Teaching English for business communication skills, writing online for learners, translating, sailing whenever I can, from Washington, D.C.

8 thoughts on “The top 25 mistakes Germans make in English”

  1. That about covers it, doesn’t it. If I had a dollar / euro for every time…

    Sometimes the temptation is to give up trying to change them. Maybe it will become standard English as some point anyway. Besides, it’s only matched by the mistakes native English speakers make in our own language. Discussion forums on the Internet frequently make you want to cringe.

  2. Hi Anne,
    Did you send this to Kate, b.t.w. for Meltanews?
    It’d be interesting for all those souls who haven’t, perhaps, discovered
    the Island weekly. I’ll use it as a warmer in our lesson this morning.
    Cheers,
    Joan

  3. Americans (and increasingly English speakers) seem to like using adjectives rather than adverbs these days, e.g. ‘He drives real slow.’ – rather than ‘He drives really slowly.’

    My question is though is this acceptable in formal, academic writing in the US?
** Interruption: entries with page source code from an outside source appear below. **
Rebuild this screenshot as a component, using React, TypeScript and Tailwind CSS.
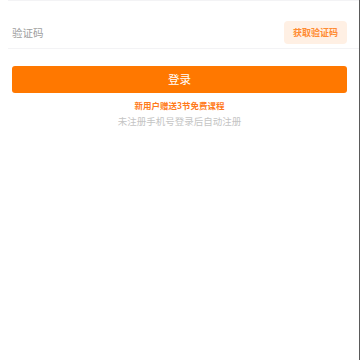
import React from "react";

export default function App() {
  return (
    <div
      className="w-[360px] h-[360px] bg-white border-r border-[#5a5a5a] overflow-hidden"
      style={{ fontFamily: '"Noto Sans CJK SC", "Noto Sans", sans-serif' }}
    >
      <div className="ml-2 h-[49px] border-t border-b border-[#f3f3f5] flex items-center justify-between pl-1 pr-3">
        <span className="text-[10.5px] text-[#a0a0a0] mt-[16px]">验证码</span>
        <button className="w-[63px] h-[23px] rounded-[4px] bg-[#fff0e4] text-[#ff8c33] text-[9px] font-bold flex items-center justify-center mt-[16px]">
          获取验证码
        </button>
      </div>
      <div className="px-3 mt-[17px]">
        <button className="w-full h-[27px] rounded-[3px] bg-[#ff7800] text-white text-[11.5px] flex items-center justify-center">
          登录
        </button>
      </div>
      <div className="mt-[6px] text-center text-[8.5px] font-bold text-[#ff7a1a] leading-[12px]">
        新用户赠送3节免费课程
      </div>
      <div className="mt-[3px] text-center text-[9.5px] text-[#c4c4c4] leading-[14px]">
        未注册手机号登录后自动注册
      </div>
    </div>
  );
}
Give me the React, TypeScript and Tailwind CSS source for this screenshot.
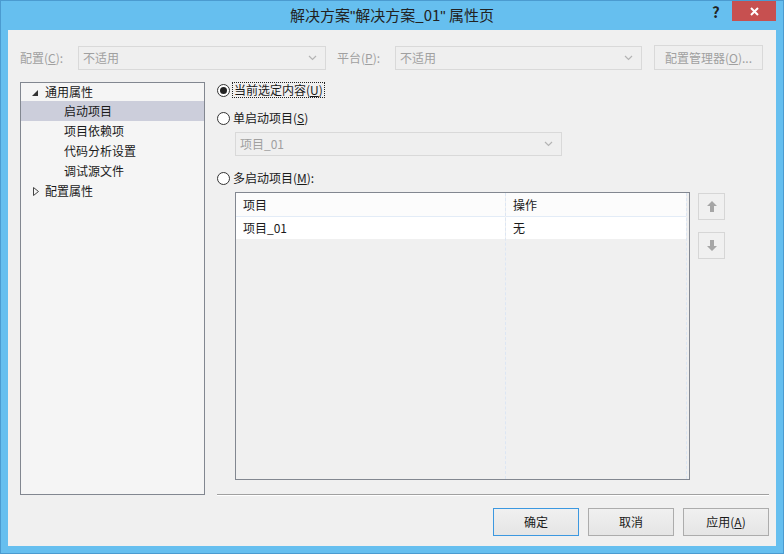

    I ask because my sister-in-law often asks me to proofread articles she writes for American medical journals and we can’t agree on whether ‘professional-led psychoeducational relatives’ groups’ is correct or not.

    I say it is not correct and she should say ‘professionally-led’, but she has told me her counterparts in the US all say and write ‘professional-led’.

    Hmm….

  4. Hi John,
    Nice of you to stop by :-)
    In your sister in law’s case, she could theoretically argue that it’s a compund noun:
    a company managed by the owner = owner-managed
    an organization led by a professional/professionals = professional-led
    Using adjectives instead of adverbs is considered an error in the States, but it’s widespread.
    However, sometimes it’s a part of ellipsis, e.g. “I hear you, loud and clear” = “I hear you (and you are) loud and clear.” And that’s OK, isn’t it?
    But you’re right. Lots of sloppy usage out there. My pet peeve is “How are you?” “I’m good.” Augh!

  5. Hi Sascha,
    If you mouse over the words in blue, can you see the correct version? I’m not sure, perhaps it doesn’t work on every browser…
    Here you are, anyway:

    1. I was born in Berlin.
    2. We are meeting next week.
    3. I have been living here since 1998.
    4. I moved here 6 years ago.
    5. I lived in Halle until 1997.
    6. We often have meetings in Frankfurt.
    7. We our new headquarters in Potsdam.
    8. Can you lend me your pen?
    9. I work for Audi.
    10. I’m looking forward to seeing you.
    11. How long have you been working here?
    12. I am used to solving problems.
    13. Right now I am taking a course in English.
    14. I’ll call you back in 5 minutes.
    15. Our new head of department has been here for six months.
    16. Dr Big wants me to come in to work on Saturday.
    17. My husband has his own company.
    18. Dr Big is not at his desk right now.
    19. Sorry, but he’s busy at the moment.
    20. I drive to work (by car).
    21. I haven’t seen her lately.
    22. I have to leave now, but I’ll do it first thing tomorrow morning.
    23. Would you like some more coffee?
    24. You can walk / get downtown on foot.
    25. I need your confirmation by Friday at the latest.